## Stated task
Emit the data below verbatim, stripping out any pictures.

## Records for this exercise
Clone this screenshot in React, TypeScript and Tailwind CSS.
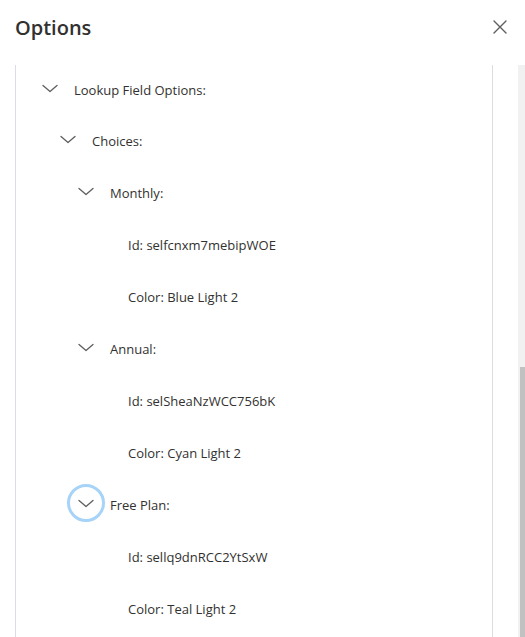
import React from "react";

const Chevron = () => (
  <svg width="16" height="16" viewBox="0 0 16 16" fill="none">
    <path d="M1 5.5 L8 11.5 L15 5.5" stroke="#605e5c" strokeWidth="1.3" strokeLinecap="round" strokeLinejoin="round" />
  </svg>
);

type Row = { kind: "node" | "leaf"; level: number; text: string; focus?: boolean };

const rows: Row[] = [
  { kind: "node", level: 0, text: "Lookup Field Options:" },
  { kind: "node", level: 1, text: "Choices:" },
  { kind: "node", level: 2, text: "Monthly:" },
  { kind: "leaf", level: 3, text: "Id: selfcnxm7mebipWOE" },
  { kind: "leaf", level: 3, text: "Color: Blue Light 2" },
  { kind: "node", level: 2, text: "Annual:" },
  { kind: "leaf", level: 3, text: "Id: selSheaNzWCC756bK" },
  { kind: "leaf", level: 3, text: "Color: Cyan Light 2" },
  { kind: "node", level: 2, text: "Free Plan:", focus: true },
  { kind: "leaf", level: 3, text: "Id: sellq9dnRCC2YtSxW" },
  { kind: "leaf", level: 3, text: "Color: Teal Light 2" },
];

const indent = ["pl-[15px]", "pl-[33px]", "pl-[51px]", "pl-[69px]"];

export default function App() {
  return (
    <div
      className="w-[525px] h-[637px] bg-white overflow-hidden flex flex-col"
      style={{ fontFamily: '"Open Sans", "Noto Sans", sans-serif' }}
    >
      <div className="h-[65px] flex items-start justify-between pl-[15px] pr-[13px] pt-[13px]">
        <h1 className="text-[20px] font-semibold text-[#323130] leading-[30px]">Options</h1>
        <button className="w-[24px] h-[24px] mt-[2px] flex items-center justify-center">
          <svg width="14" height="14" viewBox="0 0 14 14" fill="none">
            <path d="M1 1 L13 13 M13 1 L1 13" stroke="#605e5c" strokeWidth="1.4" strokeLinecap="round" />
          </svg>
        </button>
      </div>
      <div className="flex-1 flex min-h-0">
        <div className="ml-[15px] w-[478px] border-l border-r border-[#dcdce2] flex flex-col pt-[1px]">
          {rows.map((r, i) => (
            <div
              key={i}
              className={`flex items-center ${i === 0 ? "h-[50px]" : "h-[52px]"} ${indent[r.level]} shrink-0`}
            >
              {r.kind === "node" ? (
                <div
                  className={`w-[38px] h-[38px] mb-[6px] rounded-full flex items-center justify-center shrink-0 ${
                    r.focus ? "border-[3px] border-[#a6d3f7]" : ""
                  }`}
                >
                  <Chevron />
                </div>
              ) : (
                <div className="w-[38px] h-[38px] shrink-0" />
              )}
              <span className="ml-[5px] text-[13px] text-[#323130] whitespace-nowrap">{r.text}</span>
            </div>
          ))}
        </div>
        <div className="ml-auto w-[7px] bg-[#f1f1f1] flex flex-col">
          <div className="mt-[302px] flex-1 ml-[2px] bg-[#c1c1c1]" />
        </div>
      </div>
    </div>
  );
}
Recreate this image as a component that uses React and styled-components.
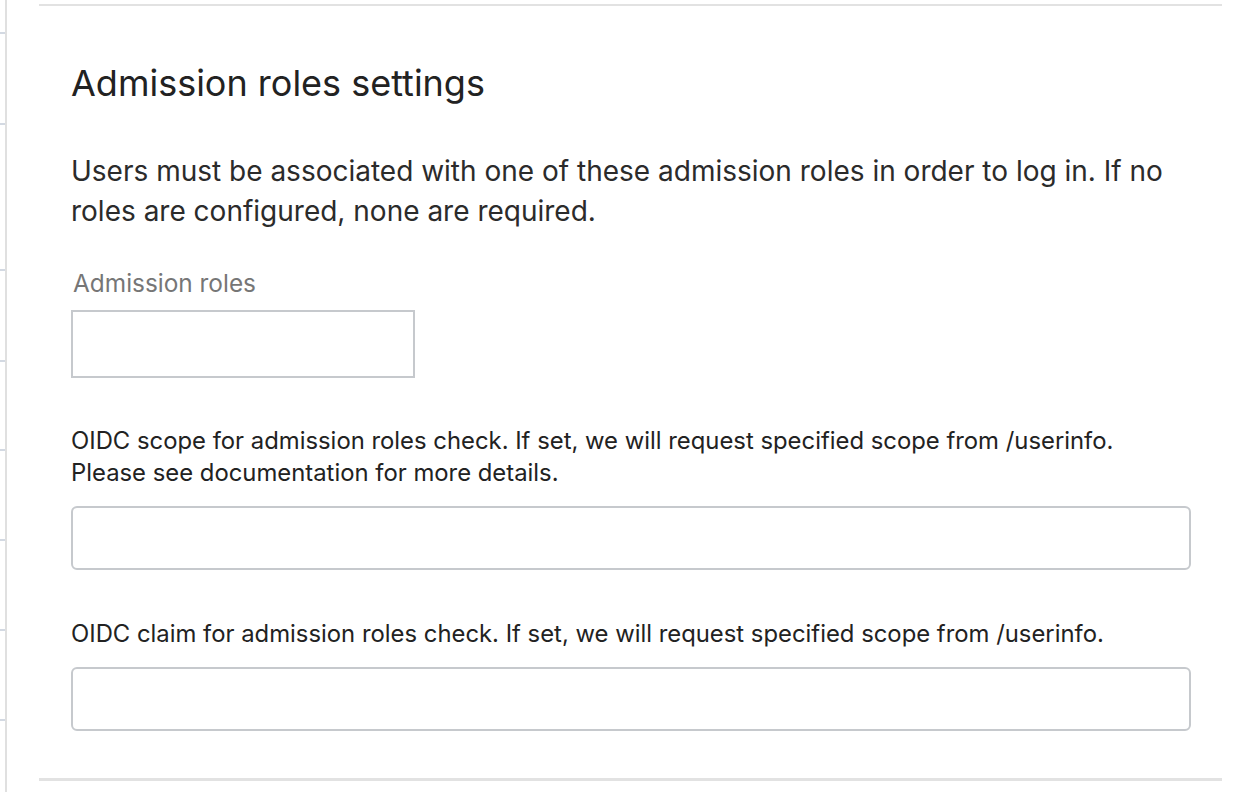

## The answer
Clone this screenshot in React, TypeScript and Tailwind CSS.
import React from "react";

const Chevron = () => (
  <svg width="16" height="16" viewBox="0 0 16 16" fill="none">
    <path d="M1 5.5 L8 11.5 L15 5.5" stroke="#605e5c" strokeWidth="1.3" strokeLinecap="round" strokeLinejoin="round" />
  </svg>
);

type Row = { kind: "node" | "leaf"; level: number; text: string; focus?: boolean };

const rows: Row[] = [
  { kind: "node", level: 0, text: "Lookup Field Options:" },
  { kind: "node", level: 1, text: "Choices:" },
  { kind: "node", level: 2, text: "Monthly:" },
  { kind: "leaf", level: 3, text: "Id: selfcnxm7mebipWOE" },
  { kind: "leaf", level: 3, text: "Color: Blue Light 2" },
  { kind: "node", level: 2, text: "Annual:" },
  { kind: "leaf", level: 3, text: "Id: selSheaNzWCC756bK" },
  { kind: "leaf", level: 3, text: "Color: Cyan Light 2" },
  { kind: "node", level: 2, text: "Free Plan:", focus: true },
  { kind: "leaf", level: 3, text: "Id: sellq9dnRCC2YtSxW" },
  { kind: "leaf", level: 3, text: "Color: Teal Light 2" },
];

const indent = ["pl-[15px]", "pl-[33px]", "pl-[51px]", "pl-[69px]"];

export default function App() {
  return (
    <div
      className="w-[525px] h-[637px] bg-white overflow-hidden flex flex-col"
      style={{ fontFamily: '"Open Sans", "Noto Sans", sans-serif' }}
    >
      <div className="h-[65px] flex items-start justify-between pl-[15px] pr-[13px] pt-[13px]">
        <h1 className="text-[20px] font-semibold text-[#323130] leading-[30px]">Options</h1>
        <button className="w-[24px] h-[24px] mt-[2px] flex items-center justify-center">
          <svg width="14" height="14" viewBox="0 0 14 14" fill="none">
            <path d="M1 1 L13 13 M13 1 L1 13" stroke="#605e5c" strokeWidth="1.4" strokeLinecap="round" />
          </svg>
        </button>
      </div>
      <div className="flex-1 flex min-h-0">
        <div className="ml-[15px] w-[478px] border-l border-r border-[#dcdce2] flex flex-col pt-[1px]">
          {rows.map((r, i) => (
            <div
              key={i}
              className={`flex items-center ${i === 0 ? "h-[50px]" : "h-[52px]"} ${indent[r.level]} shrink-0`}
            >
              {r.kind === "node" ? (
                <div
                  className={`w-[38px] h-[38px] mb-[6px] rounded-full flex items-center justify-center shrink-0 ${
                    r.focus ? "border-[3px] border-[#a6d3f7]" : ""
                  }`}
                >
                  <Chevron />
                </div>
              ) : (
                <div className="w-[38px] h-[38px] shrink-0" />
              )}
              <span className="ml-[5px] text-[13px] text-[#323130] whitespace-nowrap">{r.text}</span>
            </div>
          ))}
        </div>
        <div className="ml-auto w-[7px] bg-[#f1f1f1] flex flex-col">
          <div className="mt-[302px] flex-1 ml-[2px] bg-[#c1c1c1]" />
        </div>
      </div>
    </div>
  );
}
Recreate this image as a component that uses React and styled-components.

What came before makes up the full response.